** begin Working data **

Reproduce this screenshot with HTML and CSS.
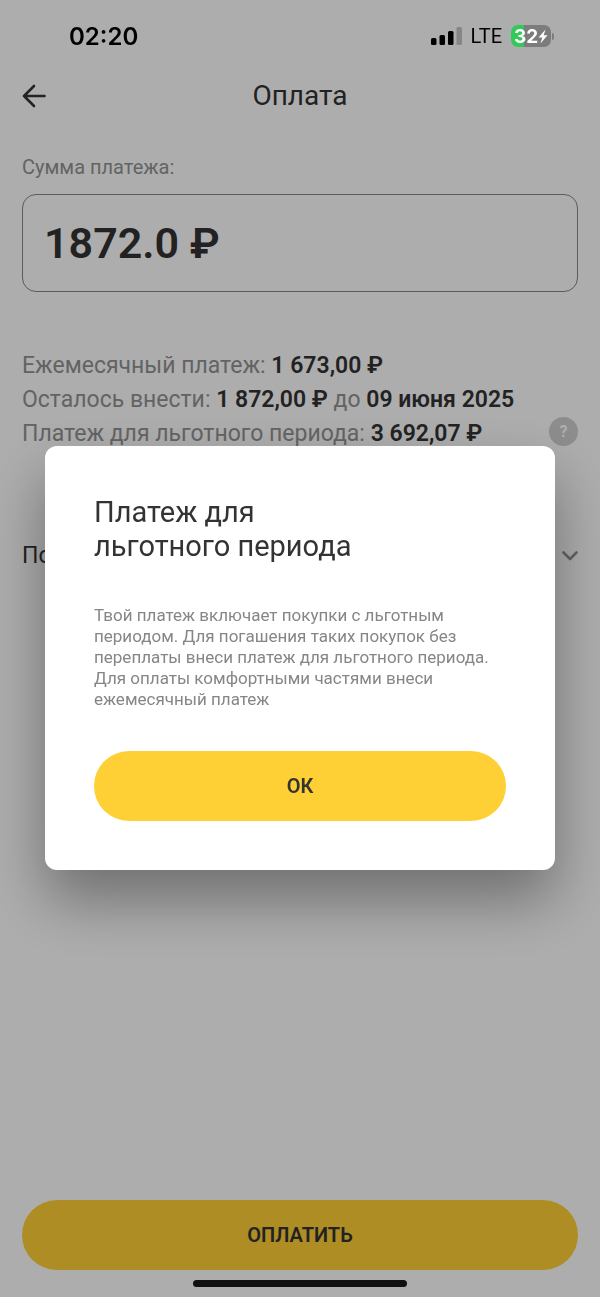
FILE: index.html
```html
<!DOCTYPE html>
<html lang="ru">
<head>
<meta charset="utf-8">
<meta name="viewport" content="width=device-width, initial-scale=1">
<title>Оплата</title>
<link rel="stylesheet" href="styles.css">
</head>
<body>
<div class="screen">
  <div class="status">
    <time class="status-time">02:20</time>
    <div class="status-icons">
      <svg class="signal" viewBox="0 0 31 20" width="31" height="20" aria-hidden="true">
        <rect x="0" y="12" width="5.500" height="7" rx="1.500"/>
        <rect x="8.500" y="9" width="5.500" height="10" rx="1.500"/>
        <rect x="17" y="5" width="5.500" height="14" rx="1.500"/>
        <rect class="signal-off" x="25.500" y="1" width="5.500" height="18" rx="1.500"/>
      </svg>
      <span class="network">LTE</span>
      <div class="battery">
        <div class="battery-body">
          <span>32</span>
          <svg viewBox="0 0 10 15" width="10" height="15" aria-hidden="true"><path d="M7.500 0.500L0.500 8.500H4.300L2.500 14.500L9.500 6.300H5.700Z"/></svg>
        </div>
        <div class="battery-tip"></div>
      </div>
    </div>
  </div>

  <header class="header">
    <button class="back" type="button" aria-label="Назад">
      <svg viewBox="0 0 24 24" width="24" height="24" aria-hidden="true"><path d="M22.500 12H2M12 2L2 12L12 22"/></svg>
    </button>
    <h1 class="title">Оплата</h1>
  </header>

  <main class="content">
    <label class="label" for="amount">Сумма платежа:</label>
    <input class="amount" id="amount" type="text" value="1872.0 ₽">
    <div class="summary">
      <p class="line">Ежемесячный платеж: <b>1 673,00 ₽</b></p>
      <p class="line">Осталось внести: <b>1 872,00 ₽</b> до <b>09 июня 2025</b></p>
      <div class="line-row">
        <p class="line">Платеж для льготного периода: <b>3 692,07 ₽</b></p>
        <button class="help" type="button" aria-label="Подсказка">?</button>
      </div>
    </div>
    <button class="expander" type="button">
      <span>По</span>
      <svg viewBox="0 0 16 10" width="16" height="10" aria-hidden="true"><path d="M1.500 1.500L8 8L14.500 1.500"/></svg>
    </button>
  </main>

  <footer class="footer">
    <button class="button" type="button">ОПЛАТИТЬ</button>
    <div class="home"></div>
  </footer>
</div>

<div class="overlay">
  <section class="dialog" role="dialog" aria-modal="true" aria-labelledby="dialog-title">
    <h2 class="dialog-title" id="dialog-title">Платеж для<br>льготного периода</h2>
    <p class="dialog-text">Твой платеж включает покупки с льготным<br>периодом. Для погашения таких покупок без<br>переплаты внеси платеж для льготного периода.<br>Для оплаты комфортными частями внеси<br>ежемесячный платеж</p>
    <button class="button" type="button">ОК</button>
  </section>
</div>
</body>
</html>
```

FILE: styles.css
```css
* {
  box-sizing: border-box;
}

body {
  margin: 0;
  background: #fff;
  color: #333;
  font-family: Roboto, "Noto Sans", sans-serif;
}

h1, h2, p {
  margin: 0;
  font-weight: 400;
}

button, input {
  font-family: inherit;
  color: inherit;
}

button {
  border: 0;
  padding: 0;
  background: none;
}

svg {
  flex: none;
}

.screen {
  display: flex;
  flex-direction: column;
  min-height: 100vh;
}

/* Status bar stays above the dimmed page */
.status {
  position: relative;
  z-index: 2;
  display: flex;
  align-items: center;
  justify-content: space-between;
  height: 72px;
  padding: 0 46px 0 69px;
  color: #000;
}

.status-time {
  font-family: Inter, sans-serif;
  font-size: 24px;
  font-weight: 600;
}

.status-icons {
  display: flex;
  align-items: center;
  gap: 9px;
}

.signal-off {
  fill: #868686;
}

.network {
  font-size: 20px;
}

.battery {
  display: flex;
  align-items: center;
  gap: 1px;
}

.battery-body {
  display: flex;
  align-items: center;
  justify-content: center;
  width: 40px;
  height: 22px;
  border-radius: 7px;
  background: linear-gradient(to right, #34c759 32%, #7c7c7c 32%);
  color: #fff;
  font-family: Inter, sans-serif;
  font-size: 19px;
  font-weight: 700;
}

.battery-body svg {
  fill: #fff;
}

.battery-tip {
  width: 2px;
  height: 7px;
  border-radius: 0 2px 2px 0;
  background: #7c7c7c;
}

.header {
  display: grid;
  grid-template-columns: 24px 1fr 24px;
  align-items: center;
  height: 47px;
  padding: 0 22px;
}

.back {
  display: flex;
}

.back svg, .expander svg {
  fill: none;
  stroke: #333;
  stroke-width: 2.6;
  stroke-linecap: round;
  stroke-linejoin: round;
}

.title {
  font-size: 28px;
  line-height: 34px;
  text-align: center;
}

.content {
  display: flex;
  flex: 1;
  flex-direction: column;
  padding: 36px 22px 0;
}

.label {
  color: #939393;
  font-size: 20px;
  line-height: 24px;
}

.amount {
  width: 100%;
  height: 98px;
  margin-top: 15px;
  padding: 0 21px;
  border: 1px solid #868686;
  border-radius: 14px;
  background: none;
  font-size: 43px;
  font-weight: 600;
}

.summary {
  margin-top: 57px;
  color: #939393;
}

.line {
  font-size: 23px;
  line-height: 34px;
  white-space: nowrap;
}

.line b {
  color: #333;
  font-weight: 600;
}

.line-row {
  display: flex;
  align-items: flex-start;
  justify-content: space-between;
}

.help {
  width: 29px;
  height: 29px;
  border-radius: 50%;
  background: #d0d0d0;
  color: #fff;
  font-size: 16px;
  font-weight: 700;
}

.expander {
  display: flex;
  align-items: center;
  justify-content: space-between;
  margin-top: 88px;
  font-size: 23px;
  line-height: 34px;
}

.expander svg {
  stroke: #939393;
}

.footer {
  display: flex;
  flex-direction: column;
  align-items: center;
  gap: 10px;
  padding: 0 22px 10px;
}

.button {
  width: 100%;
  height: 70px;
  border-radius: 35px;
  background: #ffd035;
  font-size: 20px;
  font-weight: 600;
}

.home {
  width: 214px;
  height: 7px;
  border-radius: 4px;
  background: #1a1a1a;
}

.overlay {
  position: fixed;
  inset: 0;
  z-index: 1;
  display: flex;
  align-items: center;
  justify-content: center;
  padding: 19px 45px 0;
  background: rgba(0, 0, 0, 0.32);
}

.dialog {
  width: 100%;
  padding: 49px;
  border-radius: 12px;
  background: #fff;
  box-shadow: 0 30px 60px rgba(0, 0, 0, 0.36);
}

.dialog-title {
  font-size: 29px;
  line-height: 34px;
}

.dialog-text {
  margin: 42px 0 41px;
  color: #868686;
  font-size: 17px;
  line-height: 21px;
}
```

** end Working data **
** begin Working data **

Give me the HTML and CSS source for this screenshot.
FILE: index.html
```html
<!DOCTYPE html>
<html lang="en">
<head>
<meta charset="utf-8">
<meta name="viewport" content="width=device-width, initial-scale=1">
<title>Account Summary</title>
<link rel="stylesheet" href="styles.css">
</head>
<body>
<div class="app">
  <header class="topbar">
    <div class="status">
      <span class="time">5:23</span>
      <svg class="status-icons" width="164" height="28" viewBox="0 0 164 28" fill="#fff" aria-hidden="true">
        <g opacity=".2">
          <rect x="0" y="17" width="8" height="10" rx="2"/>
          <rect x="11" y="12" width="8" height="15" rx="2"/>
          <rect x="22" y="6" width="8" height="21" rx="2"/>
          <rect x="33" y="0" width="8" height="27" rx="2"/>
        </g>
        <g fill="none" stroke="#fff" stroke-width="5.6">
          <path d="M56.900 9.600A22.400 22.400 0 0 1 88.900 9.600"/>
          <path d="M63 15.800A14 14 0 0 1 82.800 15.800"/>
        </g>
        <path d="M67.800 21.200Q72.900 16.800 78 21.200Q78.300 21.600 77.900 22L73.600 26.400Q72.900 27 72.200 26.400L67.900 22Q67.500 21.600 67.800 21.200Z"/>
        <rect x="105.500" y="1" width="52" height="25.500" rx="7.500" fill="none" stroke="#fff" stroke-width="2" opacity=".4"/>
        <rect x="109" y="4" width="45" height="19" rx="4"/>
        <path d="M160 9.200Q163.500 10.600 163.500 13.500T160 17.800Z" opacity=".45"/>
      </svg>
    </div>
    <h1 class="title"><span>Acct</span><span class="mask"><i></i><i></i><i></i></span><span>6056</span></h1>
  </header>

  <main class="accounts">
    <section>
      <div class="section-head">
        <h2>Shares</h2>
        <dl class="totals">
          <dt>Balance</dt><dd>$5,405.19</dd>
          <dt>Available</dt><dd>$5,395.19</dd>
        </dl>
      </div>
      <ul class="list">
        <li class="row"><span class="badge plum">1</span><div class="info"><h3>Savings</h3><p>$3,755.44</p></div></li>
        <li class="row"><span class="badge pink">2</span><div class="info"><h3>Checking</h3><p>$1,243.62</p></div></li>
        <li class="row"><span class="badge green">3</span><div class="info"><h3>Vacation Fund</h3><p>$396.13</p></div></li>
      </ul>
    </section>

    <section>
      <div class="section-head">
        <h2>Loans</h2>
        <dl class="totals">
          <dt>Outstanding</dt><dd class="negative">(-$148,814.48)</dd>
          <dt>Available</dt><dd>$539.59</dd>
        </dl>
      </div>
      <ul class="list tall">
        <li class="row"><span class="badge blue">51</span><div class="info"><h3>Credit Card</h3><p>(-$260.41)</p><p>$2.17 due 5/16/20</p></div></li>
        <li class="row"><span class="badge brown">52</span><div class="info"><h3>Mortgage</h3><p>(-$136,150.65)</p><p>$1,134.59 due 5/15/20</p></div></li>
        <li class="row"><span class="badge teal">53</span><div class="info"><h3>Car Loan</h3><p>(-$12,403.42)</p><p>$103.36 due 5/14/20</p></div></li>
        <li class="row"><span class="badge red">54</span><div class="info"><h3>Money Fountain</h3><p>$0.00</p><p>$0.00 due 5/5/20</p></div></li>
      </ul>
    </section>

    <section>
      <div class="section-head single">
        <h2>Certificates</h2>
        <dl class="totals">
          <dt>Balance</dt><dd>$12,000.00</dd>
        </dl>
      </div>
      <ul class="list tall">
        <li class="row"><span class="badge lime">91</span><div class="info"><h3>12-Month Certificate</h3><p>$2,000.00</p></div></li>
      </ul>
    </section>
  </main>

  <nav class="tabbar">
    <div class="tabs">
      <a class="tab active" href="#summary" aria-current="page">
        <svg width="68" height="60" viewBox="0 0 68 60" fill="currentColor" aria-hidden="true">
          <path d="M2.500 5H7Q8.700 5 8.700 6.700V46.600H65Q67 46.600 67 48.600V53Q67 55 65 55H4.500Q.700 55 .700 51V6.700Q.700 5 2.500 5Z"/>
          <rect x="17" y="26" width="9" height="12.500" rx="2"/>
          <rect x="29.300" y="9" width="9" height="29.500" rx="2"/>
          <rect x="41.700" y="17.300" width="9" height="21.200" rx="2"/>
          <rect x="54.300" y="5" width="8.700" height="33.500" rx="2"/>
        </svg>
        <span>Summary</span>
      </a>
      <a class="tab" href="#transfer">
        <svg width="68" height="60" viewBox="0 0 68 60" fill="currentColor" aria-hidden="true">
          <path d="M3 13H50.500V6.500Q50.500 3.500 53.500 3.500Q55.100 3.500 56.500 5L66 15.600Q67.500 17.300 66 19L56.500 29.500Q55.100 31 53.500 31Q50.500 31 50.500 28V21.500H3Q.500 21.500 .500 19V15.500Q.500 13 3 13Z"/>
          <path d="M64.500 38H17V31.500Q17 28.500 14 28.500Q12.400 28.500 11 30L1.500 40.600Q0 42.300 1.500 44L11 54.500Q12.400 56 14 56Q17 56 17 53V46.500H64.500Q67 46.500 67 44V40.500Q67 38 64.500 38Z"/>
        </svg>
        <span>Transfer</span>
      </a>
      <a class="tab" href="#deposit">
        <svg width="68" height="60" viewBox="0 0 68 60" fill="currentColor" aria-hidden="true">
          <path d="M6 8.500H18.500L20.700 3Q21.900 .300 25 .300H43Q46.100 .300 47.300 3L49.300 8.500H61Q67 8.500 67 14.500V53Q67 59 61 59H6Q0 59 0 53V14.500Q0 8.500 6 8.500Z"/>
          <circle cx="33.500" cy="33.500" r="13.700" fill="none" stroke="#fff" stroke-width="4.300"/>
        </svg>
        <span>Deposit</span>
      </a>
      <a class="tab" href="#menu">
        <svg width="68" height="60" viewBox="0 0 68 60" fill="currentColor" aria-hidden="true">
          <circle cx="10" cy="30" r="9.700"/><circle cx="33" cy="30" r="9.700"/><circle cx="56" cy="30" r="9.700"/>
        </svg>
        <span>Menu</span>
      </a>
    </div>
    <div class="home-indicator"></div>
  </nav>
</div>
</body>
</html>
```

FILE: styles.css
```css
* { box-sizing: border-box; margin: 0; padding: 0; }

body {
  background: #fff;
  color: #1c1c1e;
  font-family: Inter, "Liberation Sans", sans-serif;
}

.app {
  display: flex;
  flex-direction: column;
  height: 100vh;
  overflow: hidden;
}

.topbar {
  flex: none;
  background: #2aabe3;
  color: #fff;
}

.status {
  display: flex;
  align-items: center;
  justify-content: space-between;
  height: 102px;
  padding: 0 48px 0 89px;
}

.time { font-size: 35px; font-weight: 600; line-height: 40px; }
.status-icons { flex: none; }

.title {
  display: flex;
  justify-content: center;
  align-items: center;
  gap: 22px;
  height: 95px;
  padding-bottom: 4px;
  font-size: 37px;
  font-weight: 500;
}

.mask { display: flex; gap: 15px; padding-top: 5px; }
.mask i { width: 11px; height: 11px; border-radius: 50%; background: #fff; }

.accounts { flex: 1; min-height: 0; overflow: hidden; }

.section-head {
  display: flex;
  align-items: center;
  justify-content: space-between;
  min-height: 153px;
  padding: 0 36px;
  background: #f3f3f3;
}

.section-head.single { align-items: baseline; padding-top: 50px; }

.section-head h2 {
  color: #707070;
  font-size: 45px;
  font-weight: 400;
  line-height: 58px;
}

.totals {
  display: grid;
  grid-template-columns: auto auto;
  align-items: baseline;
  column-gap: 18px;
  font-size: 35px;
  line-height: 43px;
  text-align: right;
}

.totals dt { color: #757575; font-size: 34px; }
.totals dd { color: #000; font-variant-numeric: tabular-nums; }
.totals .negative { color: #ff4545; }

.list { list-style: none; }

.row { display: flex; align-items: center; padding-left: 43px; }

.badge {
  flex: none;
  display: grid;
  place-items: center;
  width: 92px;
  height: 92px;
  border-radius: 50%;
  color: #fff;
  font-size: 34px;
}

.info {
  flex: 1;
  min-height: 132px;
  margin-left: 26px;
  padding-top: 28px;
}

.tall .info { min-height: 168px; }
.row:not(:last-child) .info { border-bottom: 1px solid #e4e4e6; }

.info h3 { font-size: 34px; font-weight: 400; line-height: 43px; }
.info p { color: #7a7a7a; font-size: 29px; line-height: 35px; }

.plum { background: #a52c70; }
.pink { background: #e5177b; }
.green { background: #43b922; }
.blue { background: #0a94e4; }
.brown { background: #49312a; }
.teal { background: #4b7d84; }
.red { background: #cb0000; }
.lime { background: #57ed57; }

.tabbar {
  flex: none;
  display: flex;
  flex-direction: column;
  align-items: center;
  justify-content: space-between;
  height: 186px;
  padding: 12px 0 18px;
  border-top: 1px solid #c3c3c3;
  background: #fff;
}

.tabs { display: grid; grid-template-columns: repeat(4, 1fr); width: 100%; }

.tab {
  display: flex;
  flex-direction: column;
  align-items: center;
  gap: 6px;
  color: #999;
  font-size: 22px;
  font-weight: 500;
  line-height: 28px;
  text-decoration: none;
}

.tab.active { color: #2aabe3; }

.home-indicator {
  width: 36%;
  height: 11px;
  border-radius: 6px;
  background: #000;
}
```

** end Working data **

Problem details
Gather up every line in the data above that contains the word "screenshot", copying each one.

Result of the exercise
Reproduce this screenshot with HTML and CSS.
Give me the HTML and CSS source for this screenshot.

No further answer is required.